# Sticky  Opinions



## Plainsman

I was gone for a while today, but I noticed a thread had to be removed. We all have political opinions. Sometimes our emotions get a little hot. However, as sportsmen I would guess if we met each other we would enjoy each others company. Keep in mind it's never worth burning a bridge, especially one that may lead to new friends.

You fellows know I am conservative, but some of my best friends are liberal. Yes, it is often frustrating, but I would guess I frustrate them as much as they frustrate me.

So lets debate our political views, fight our fights, but keep the nasty personal jabs out of it. There are many enemies to freedom around the world. Some may indeed be in Washington D. C., but I have no doubt there are none on this site.

I can't speak for everyone, but those of you who walk afield with gun or bow this fall are worth more to me than all the politicians in Washington. I don't want to put a damper on your debate, just a damper on the personal comments.

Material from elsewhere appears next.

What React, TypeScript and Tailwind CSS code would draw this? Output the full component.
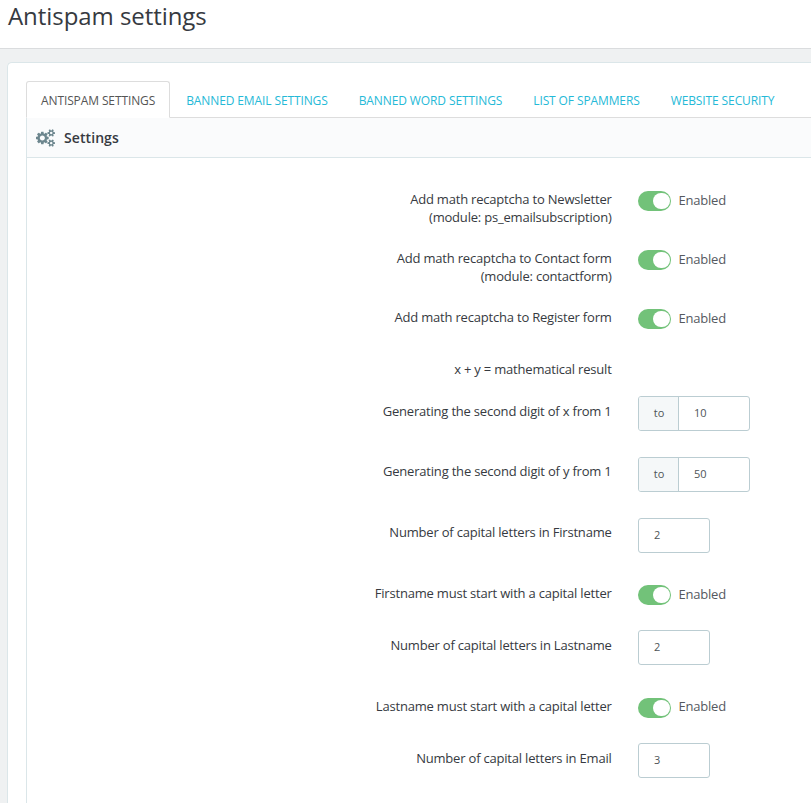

My personal feeling is everyone is entitled to an opinion. As I have said before I don't care if your liberal, conservative, male, female, Christian, Muslim, or green and pink doted hermaphrodite gay Martian. I enjoy every post, even the ones that frustrate me. Deep thought would never come if we all agreed. In that light lets give everyone's ideas serious consideration. We need not agree, but give them thought, and give posters respect. Thanks.


----------